Читаем Ступени профессии полностью

Он был музыкальным человеком, ощущал музыку большими сценическими периодами, однако об анализе оперной драматургии никто от него ничего не слышал. Он обладал вкусом к музыке, ее пластической энергии, однако не дробил жесты по четвертям, в клавир на репетициях не смотрел, с портфелем не ходил. Все записи делал в толстой кожаной тетради. На репетициях любил показывать актерам, делал это хорошо, особенно в комических эпизодах. (Возможно, опять-таки под его влиянием, я первое время тоже увлекался показом.)

В последнее время в своих спектаклях Большого театра он стал постановочно элементарен, до примитива. Мне это казалось результатом влияния дирижеров, с которыми он работал и которые больше заботились об удобстве управления музыкой, чем о художественной целостности спектакля. Перейдя в Театр имени Станиславского и Немировича-Данченко, он вновь обрел свободу и продемонстрировал при постановке оперы Кабалевского «Семья Тараса» точную и взволнованную режиссерскую работу. В этом спектакле сочеталась достоверность жизни с глубоко романтическим осмыслением народного подвига, что составляло своеобразный внутренний «подтекст» спектакля.

Много лет Баратов руководил кафедрой музыкального театра в ГИТИСе. Мы встречались на экзаменах наших курсов, на заседаниях. Он был очень доброжелателен к молодым, хорошо их знал, следил за их успехами.

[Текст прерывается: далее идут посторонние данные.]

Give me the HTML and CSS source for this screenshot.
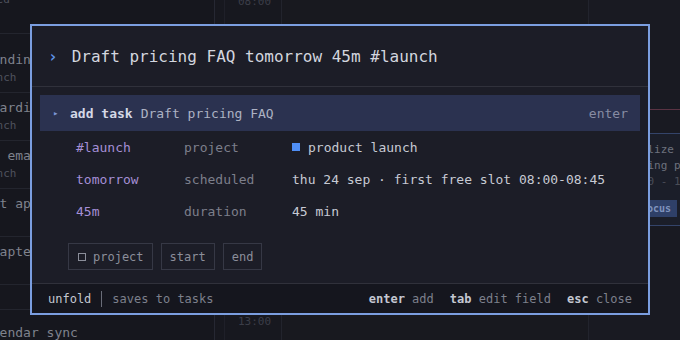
FILE: index.html
```html
<!DOCTYPE html>
<html lang="en">
<head>
<meta charset="utf-8">
<title>Quick add</title>
<link rel="stylesheet" href="styles.css">
</head>
<body>
<div class="app">
  <aside class="list">
    <div class="item item-top"><div class="sub">tue · moved</div></div>
    <div class="item item-first"><div class="title">Draft landing page</div><div class="sub">fri · launch</div></div>
    <div class="item"><div class="title">Fix onboarding flow</div><div class="sub">mon · launch</div></div>
    <div class="item"><div class="title">Schedule email blast</div><div class="sub">wed · launch</div></div>
    <div class="item"><div class="title">Beta test app build</div><div class="sub">ops</div></div>
    <div class="item"><div class="title">Write chapter 3</div><div class="sub">book</div></div>
    <div class="item item-group"></div>
    <div class="item item-last"><div class="title">Test calendar sync</div></div>
  </aside>
  <div class="rail"></div>
  <div class="gutter">
    <span class="hour">08:00</span>
    <span class="hour">09:00</span>
    <span class="hour">10:00</span>
    <span class="hour">11:00</span>
    <span class="hour">12:00</span>
    <span class="hour">13:00</span>
  </div>
  <div class="day"></div>
  <div class="day day-b">
    <div class="now-line"></div>
    <div class="event">
      <div class="ev-line ev-title">Finalize</div>
      <div class="ev-line ev-title">pricing page</div>
      <div class="ev-line ev-time">10:00 - 11:30</div>
      <span class="ev-badge">focus</span>
    </div>
  </div>
</div>

<div class="modal">
  <div class="cmd">
    <span class="prompt">›</span>
    <span class="cmd-text">Draft pricing FAQ tomorrow 45m #launch</span>
  </div>
  <div class="body">
    <div class="suggest">
      <span class="caret">▸</span>
      <span class="verb">add task</span>
      <span class="subject">Draft pricing FAQ</span>
      <span class="hint">enter</span>
    </div>
    <div class="field">
      <span class="token">#launch</span>
      <span class="label">project</span>
      <span class="value"><span class="swatch"></span>product launch</span>
    </div>
    <div class="field">
      <span class="token">tomorrow</span>
      <span class="label">scheduled</span>
      <span class="value">thu 24 sep · first free slot 08:00-08:45</span>
    </div>
    <div class="field">
      <span class="token">45m</span>
      <span class="label">duration</span>
      <span class="value">45 min</span>
    </div>
    <div class="buttons">
      <span class="btn"><span class="box"></span>project</span>
      <span class="btn">start</span>
      <span class="btn">end</span>
    </div>
  </div>
  <div class="foot">
    <span class="foot-key">unfold</span>
    <span class="divider"></span>
    <span class="foot-label">saves to tasks</span>
    <div class="foot-right">
      <span><b class="k">enter</b> <span class="foot-label">add</span></span>
      <span><b class="k">tab</b> <span class="foot-label">edit field</span></span>
      <span><b class="k">esc</b> <span class="foot-label">close</span></span>
    </div>
  </div>
</div>
</body>
</html>
```

FILE: styles.css
```css
* { box-sizing: border-box; }

html, body {
  margin: 0;
  padding: 0;
  width: 680px;
  height: 340px;
  overflow: hidden;
  background: #16171e;
  font-family: "DejaVu Sans Mono", "Liberation Mono", monospace;
}

/* ---------- background app ---------- */
.app {
  display: flex;
  height: 340px;
  margin-left: -75px;
}

.list {
  width: 290px;
  flex: none;
  background: #16171e;
  border-right: 1px solid #262833;
  white-space: nowrap;
  overflow: hidden;
}

.item {
  padding: 6px 12px 5px;
  border-bottom: 1px solid #23252e;
}
.item-top { margin-top: -9px; padding-top: 0; padding-bottom: 24px; }
.item-first { padding-top: 17px; }
.item-group { height: 25px; padding: 0; }
.item-last { padding-top: 14px; border-bottom: none; }

.title {
  font-size: 13px;
  line-height: 18px;
  color: #7f828d;
}
.sub {
  font-size: 11px;
  line-height: 18px;
  color: #4f525d;
}

.rail {
  width: 10px;
  flex: none;
  border-right: 1px solid #1f2029;
  background: #17181f;
}

.gutter {
  width: 57px;
  flex: none;
  display: flex;
  flex-direction: column;
  margin-top: -5px;
  padding-left: 13px;
  border-right: 1px solid #22242d;
  background: #17181f;
}
.hour {
  height: 64px;
  flex: none;
  font-size: 11px;
  line-height: 14px;
  color: #3b3d48;
}

.day {
  width: 307px;
  flex: none;
  border-right: 1px solid #22242d;
  background: #18191f;
}
.day-b {
  flex: 1;
  width: auto;
  position: relative;
  border-right: none;
  background: #191a22;
}

.now-line {
  position: absolute;
  left: 0;
  right: 0;
  top: 109px;
  height: 1px;
  background: #5a3343;
}

.event {
  position: absolute;
  top: 133px;
  left: 24px;
  width: 130px;
  height: 93px;
  padding: 8px 8px 0;
  background: #1b1e29;
  border-top: 1px solid #34446a;
  border-bottom: 1px solid #34446a;
  white-space: nowrap;
}
.ev-line {
  font-size: 11px;
  line-height: 16px;
}
.ev-title { color: #6d717d; }
.ev-time { color: #4a4d58; }
.ev-badge {
  display: inline-block;
  margin-top: 10px;
  margin-left: 14px;
  height: 17px;
  padding: 0 6px;
  font-size: 10px;
  line-height: 17px;
  font-weight: bold;
  color: #7f93bd;
  background: #2f4068;
}

/* ---------- modal ---------- */
.modal {
  position: absolute;
  left: 30px;
  top: 24px;
  width: 620px;
  height: 291px;
  border: 2px solid #7b9ee0;
  background: #1c1d27;
  display: flex;
  flex-direction: column;
}

.cmd {
  height: 61px;
  flex: none;
  display: flex;
  align-items: center;
  padding-left: 16px;
  border-bottom: 1px solid #30313b;
  font-size: 16px;
}
.prompt {
  color: #5e93e6;
  font-weight: bold;
  margin-right: 14px;
}
.cmd-text {
  color: #d3d6df;
}

.body {
  padding: 8px 8px 0;
  font-size: 13px;
}

.suggest {
  height: 36px;
  display: flex;
  align-items: center;
  padding: 0 12px 0 13px;
  background: #2b3250;
  white-space: nowrap;
}
.caret {
  font-size: 9px;
  color: #7d97d6;
  width: 17px;
}
.verb {
  font-weight: bold;
  color: #d4d8e6;
  margin-right: 8px;
}
.subject {
  color: #adb2c4;
}
.hint {
  margin-left: auto;
  color: #878ca3;
}

.field {
  height: 32px;
  display: grid;
  grid-template-columns: 108px 108px 1fr;
  align-items: center;
  padding-left: 36px;
  white-space: nowrap;
}
.token { color: #a58fd6; }
.label { color: #7c7f8b; }
.value {
  color: #c7cad4;
  display: flex;
  align-items: center;
}
.swatch {
  width: 8px;
  height: 8px;
  background: #4f8ef5;
  margin-right: 8px;
}

.buttons {
  display: flex;
  gap: 8px;
  margin-top: 16px;
  padding-left: 28px;
}
.btn {
  height: 27px;
  display: flex;
  align-items: center;
  padding: 0 8px;
  border: 1px solid #363845;
  font-size: 12px;
  color: #8b8e9a;
}
.box {
  width: 8px;
  height: 8px;
  border: 1px solid #8b8e9a;
  margin: 0 7px 0 1px;
}

.foot {
  margin-top: auto;
  height: 30px;
  flex: none;
  display: flex;
  align-items: center;
  padding: 0 16px;
  border-top: 1px solid #30313b;
  background: #15161e;
  font-size: 12px;
  white-space: nowrap;
}
.foot-key { color: #c4c7d1; }
.foot-label { color: #7d808c; }
.divider {
  width: 1px;
  height: 16px;
  background: #6a6d79;
  margin: 0 10px 0 10px;
}
.foot-right {
  margin-left: auto;
  display: flex;
  gap: 16px;
}
.k {
  font-weight: bold;
  color: #c4c7d1;
}
```
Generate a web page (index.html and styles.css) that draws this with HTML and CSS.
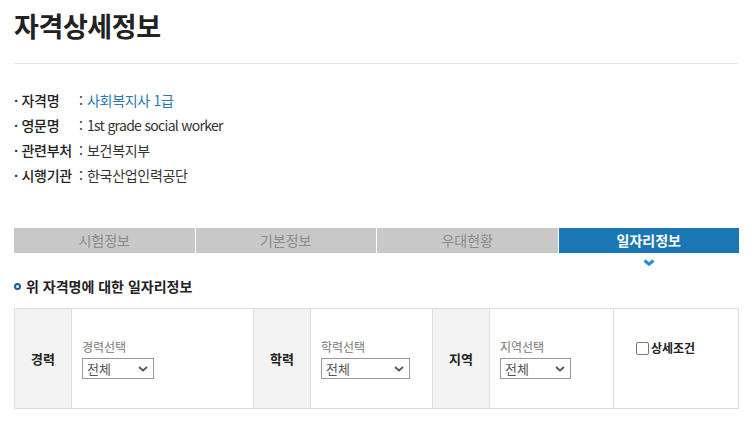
FILE: index.html
```
<!DOCTYPE html>
<html lang="ko">
<head>
<meta charset="utf-8">
<title>자격상세정보</title>
<link rel="stylesheet" href="styles.css">
</head>
<body>
<div class="page">
  <h1 class="title">자격상세정보</h1>
  <div class="rule"></div>
  <ul class="info">
    <li><span class="lbl">· 자격명</span><span class="sep">:</span><a class="val link" href="#">사회복지사 1급</a></li>
    <li><span class="lbl">· 영문명</span><span class="sep">:</span><span class="val en">1st grade social worker</span></li>
    <li><span class="lbl">· 관련부처</span><span class="sep">:</span><span class="val">보건복지부</span></li>
    <li><span class="lbl">· 시행기관</span><span class="sep">:</span><span class="val">한국산업인력공단</span></li>
  </ul>
  <div class="tabs">
    <div class="tab">시험정보</div>
    <div class="tab">기본정보</div>
    <div class="tab">우대현황</div>
    <div class="tab active">일자리정보
      <svg class="chev" width="12" height="7" viewBox="0 0 12 7"><polyline points="1.5,1.5 6,5.2 10.5,1.5" fill="none" stroke="#2a8ad4" stroke-width="3"/></svg>
    </div>
  </div>
  <h2 class="sub"><span class="ring"></span>위 자격명에 대한 일자리정보</h2>
  <div class="filter">
    <div class="th">경력</div>
    <div class="td">
      <div class="cap">경력선택</div>
      <div class="sel w72"><span>전체</span><svg width="10" height="6" viewBox="0 0 10 6"><polyline points="1,1 5,4.5 9,1" fill="none" stroke="#555" stroke-width="1.8"/></svg></div>
    </div>
    <div class="th">학력</div>
    <div class="td">
      <div class="cap">학력선택</div>
      <div class="sel w89"><span>전체</span><svg width="10" height="6" viewBox="0 0 10 6"><polyline points="1,1 5,4.5 9,1" fill="none" stroke="#555" stroke-width="1.8"/></svg></div>
    </div>
    <div class="th">지역</div>
    <div class="td">
      <div class="cap">지역선택</div>
      <div class="sel w71"><span>전체</span><svg width="10" height="6" viewBox="0 0 10 6"><polyline points="1,1 5,4.5 9,1" fill="none" stroke="#555" stroke-width="1.8"/></svg></div>
    </div>
    <div class="td last">
      <label class="chk"><span class="box"></span>상세조건</label>
    </div>
  </div>
</div>
</body>
</html>
```

FILE: styles.css
```
* { box-sizing: border-box; }
html, body { margin: 0; padding: 0; background: #fff; }
body {
  font-family: "Noto Sans CJK KR", "Noto Sans", sans-serif;
  color: #333;
}
.page {
  width: 725px;
  margin-left: 14px;
}
.title {
  margin: 10px 0 0;
  font-size: 27px;
  line-height: 32px;
  font-weight: 700;
  color: #222;
  letter-spacing: -0.4px;
}
.rule {
  margin-top: 21px;
  height: 1px;
  background: #e6e6e6;
}
.info {
  list-style: none;
  margin: 24px 0 0;
  padding: 0;
  font-size: 14px;
  line-height: 25px;
}
.info li { display: flex; }
.lbl { width: 65px; color: #222; letter-spacing: -0.3px; font-weight: 500; }
.sep { width: 8px; color: #333; }
.val { color: #333; letter-spacing: -0.3px; }
.val.en { letter-spacing: -0.7px; }
.link { color: #2a78b5; text-decoration: none; }
.tabs {
  margin-top: 40px;
  display: flex;
  gap: 1px;
}
.tab {
  flex: 1;
  height: 25px;
  line-height: 25px;
  background: #c8c8c8;
  color: #8a8a8a;
  text-align: center;
  font-size: 14px;
  position: relative;
}
.tab.active {
  background: #1b77b3;
  color: #fff;
  font-weight: 700;
}
.chev {
  position: absolute;
  left: 50%;
  margin-left: -6px;
  top: 31px;
  display: block;
}
.sub {
  margin: 23px 0 0;
  font-size: 14px;
  line-height: 20px;
  font-weight: 700;
  color: #222;
  display: flex;
  align-items: center;
}
.ring {
  width: 7px;
  height: 7px;
  border: 2px solid #1a5f98;
  border-radius: 50%;
  margin-right: 5px;
}
.filter {
  margin-top: 12px;
  display: grid;
  grid-template-columns: 56px 182px 57px 122px 57px 124px 1fr;
  border: 1px solid #dedede;
  height: 101px;
}
.th, .td { border-left: 1px solid #dedede; }
.th:first-child { border-left: 0; }
.th {
  background: #f3f3f3;
  display: flex;
  align-items: center;
  justify-content: center;
  font-size: 13px;
  font-weight: 700;
  color: #222;
}
.td {
  display: flex;
  flex-direction: column;
  justify-content: center;
  padding-left: 10px;
  padding-top: 1px;
}
.cap {
  font-size: 12px;
  line-height: 16px;
  color: #777;
  margin-bottom: 3px;
}
.sel {
  height: 21px;
  border: 1px solid #999;
  display: flex;
  align-items: center;
  justify-content: space-between;
  padding: 0 5px 0 4px;
  font-size: 13px;
  color: #555;
  background: #fff;
}
.w72 { width: 72px; }
.w89 { width: 89px; }
.w71 { width: 71px; }
.td.last {
  justify-content: flex-start;
  padding-left: 22px;
  padding-top: 31px;
}
.chk {
  display: flex;
  align-items: center;
  font-size: 12px;
  font-weight: 700;
  color: #222;
  line-height: 16px;
}
.box {
  width: 13px;
  height: 13px;
  border: 1px solid #767676;
  border-radius: 2px;
  margin-right: 2px;
  background: #fff;
}
```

Бывали у него порой «вспышки гнева», и он, избрав жертву (здесь он был не всегда объективен), начинал на ней тренировать свой «нрав» и «злословие». Но это скоро проходило, все понимали, что гневался он незлобиво, больше из педагогических соображений — студент должен чувствовать, что бывает не только ласка, но и «таска».

У Баратова было много учеников. Пусть не забывают они своего учителя.

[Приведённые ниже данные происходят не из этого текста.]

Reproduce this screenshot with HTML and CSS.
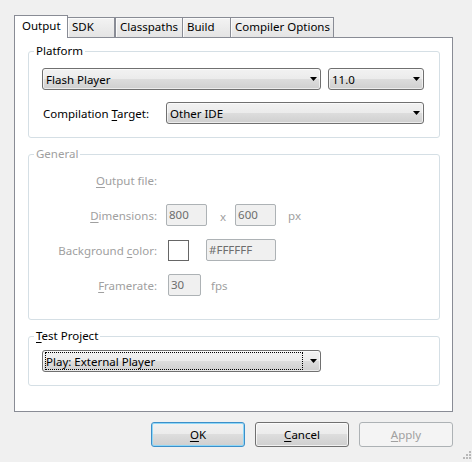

Благодарен я Леониду Васильевичу за его мудрый по отношению ко мне такт. И в то время, когда он был главным режиссером Большого театра, и тогда, когда им стал я, наши отношения ничуть не менялись. Установленное им невмешательство в работу друг друга предотвратило острый и никому не нужный конфликт, который в таких ситуациях обычно возникает.

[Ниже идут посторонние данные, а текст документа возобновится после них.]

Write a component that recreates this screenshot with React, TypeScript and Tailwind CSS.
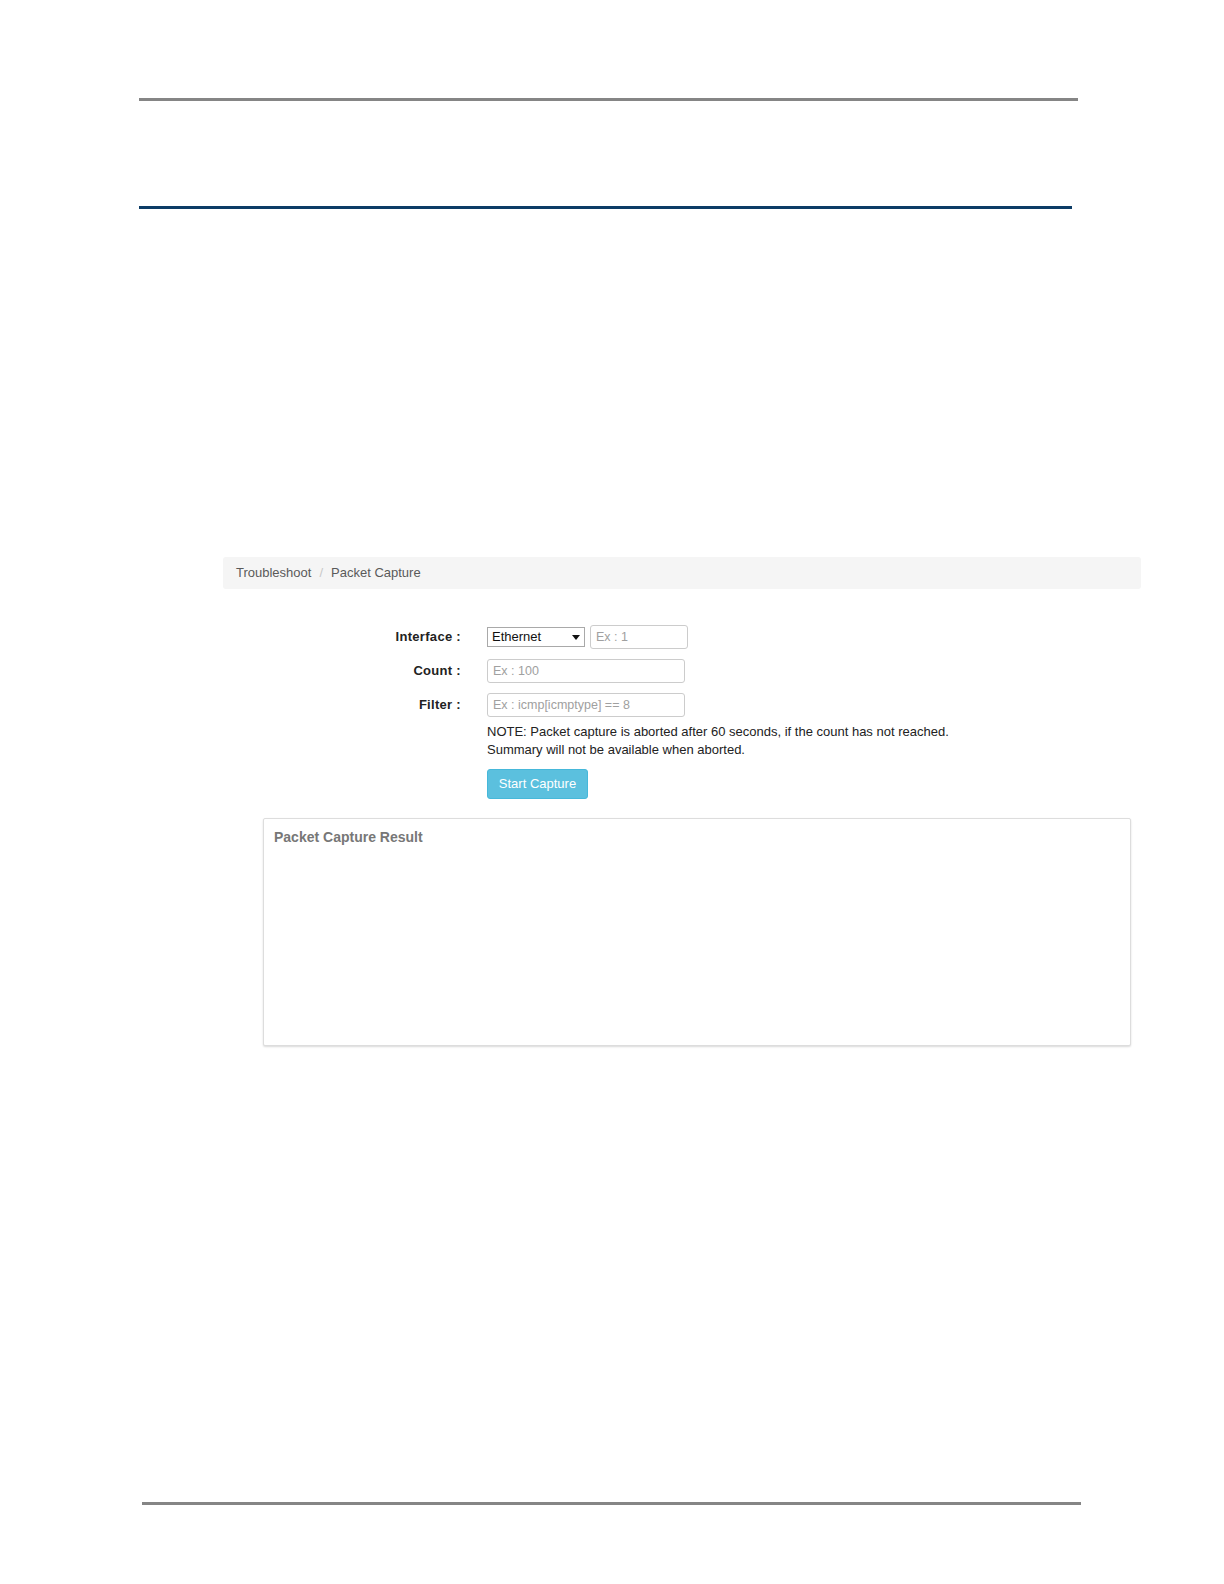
import React from 'react';

const font = { fontFamily: '"Liberation Sans", Arial, sans-serif' };

const TextBox = ({ placeholder, width }: { placeholder: string; width: string }) => (
  <input
    readOnly
    placeholder={placeholder}
    className={`${width} h-[24px] border border-[#cccccc] rounded-[3px] px-[5px] text-[12.5px] text-[#333] placeholder:text-[#a0a0a0] outline-none bg-white`}
  />
);

const FormRow = ({ label, children }: { label: string; children: React.ReactNode }) => (
  <div className="flex items-center h-[24px]">
    <div className="w-[238px] text-right text-[13px] font-bold text-[#222] tracking-[0.3px]">{label}</div>
    <div className="ml-[26px] flex items-center gap-[5px]">{children}</div>
  </div>
);

const App = () => {
  return (
    <div className="w-[1224px] min-h-[1584px] bg-white" style={font}>
      {/* page header rules */}
      <div className="pt-[98px]">
        <div className="ml-[139px] w-[939px] h-[3px] bg-[#858585]" />
        <div className="ml-[139px] mt-[105px] w-[933px] h-[3px] bg-[#0c3c66]" />
      </div>

      {/* breadcrumb */}
      <div className="ml-[223px] mt-[348px] w-[918px] h-[32px] bg-[#f5f5f5] rounded-[3px] flex items-center px-[13px] text-[13px] text-[#5a5a5a]">
        <span>Troubleshoot</span>
        <span className="mx-[8px] text-[#c8c8c8]">/</span>
        <span>Packet Capture</span>
      </div>

      {/* form */}
      <div className="ml-[223px] mt-[36px] flex flex-col gap-[10px]">
        <FormRow label="Interface :">
          <div className="w-[98px] h-[20px] border border-[#a9a9a9] bg-white flex items-center justify-between pl-[4px] pr-[4px] text-[13px] text-[#111]">
            <span>Ethernet</span>
            <svg width="8" height="5" viewBox="0 0 8 5">
              <path d="M0 0 L8 0 L4 5 Z" fill="#111" />
            </svg>
          </div>
          <TextBox placeholder="Ex : 1" width="w-[98px]" />
        </FormRow>
        <FormRow label="Count :">
          <TextBox placeholder="Ex : 100" width="w-[198px]" />
        </FormRow>
        <FormRow label="Filter :">
          <TextBox placeholder="Ex : icmp[icmptype] == 8" width="w-[198px]" />
        </FormRow>
      </div>

      <div className="ml-[487px] mt-[6px] text-[13px] leading-[18px] text-[#222]">
        <div>NOTE: Packet capture is aborted after 60 seconds, if the count has not reached.</div>
        <div>Summary will not be available when aborted.</div>
      </div>

      <button className="ml-[487px] mt-[10px] w-[101px] h-[30px] rounded-[3px] bg-[#5bc0de] border border-[#46b8da] text-white text-[13px]">
        Start Capture
      </button>

      {/* result panel */}
      <div className="ml-[263px] mt-[19px] w-[868px] h-[228px] border border-[#dddddd] rounded-[2px] bg-white shadow-[0_1px_2px_rgba(0,0,0,0.15)] px-[10px] pt-[8px]">
        <div className="text-[14px] font-bold text-[#777777]">Packet Capture Result</div>
      </div>

      {/* footer rule */}
      <div className="ml-[142px] mt-[456px] w-[939px] h-[3px] bg-[#858585]" />
    </div>
  );
};

export default App;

Режиссеры оперы еще в недавнем прошлом — забытое племя? Их не вспоминали при оценке спектаклей прессой, их принимали за подмастерьев в театрах, особенно кичащиеся своей респектабельностью дирижеры, которые воспринимали режиссера как нечто мешающее, досадное, но, к сожалению, неизбежное. Я всегда поражался тому, что мои коллеги по профессии не умели по-настоящему постоять за себя, хотя по долгу службы обладали многими убедительными правами. От них все зависели, а они пресмыкались. Я не говорю о сфере административной, а только о творческой. Дирижер мог — я не однажды был тому свидетелем — отменить мизансцену режиссера на том основании, что она «неудобна» для него. Дирижеру не приходило в голову, что он своим вмешательством уничтожает спектакль. Причем такое вмешательство позволяли себе даже те, кто сам обнаруживал неспособность обеспечить постановку крепкой музыкальной выучкой артистов. Дирижерская несостоятельность, непонимание творческого процесса в таких случаях отзывались на горбе режиссера, который терял критерии, а вместе с ними — и убежденность. Исполнительство в оперном искусстве стало ограничиваться более или менее точно спетой композиторской строчкой, арифметически точно, но очень приблизительно, если не сказать хуже, по драматургическому смыслу. Режиссер в это не вмешивался, а дирижер знай себе махал палочкой: дескать, смотрите на меня, от меня все зависит. Один из создателей спектакля кичился своим «значением», другой «знал свой шесток», а опера умирала.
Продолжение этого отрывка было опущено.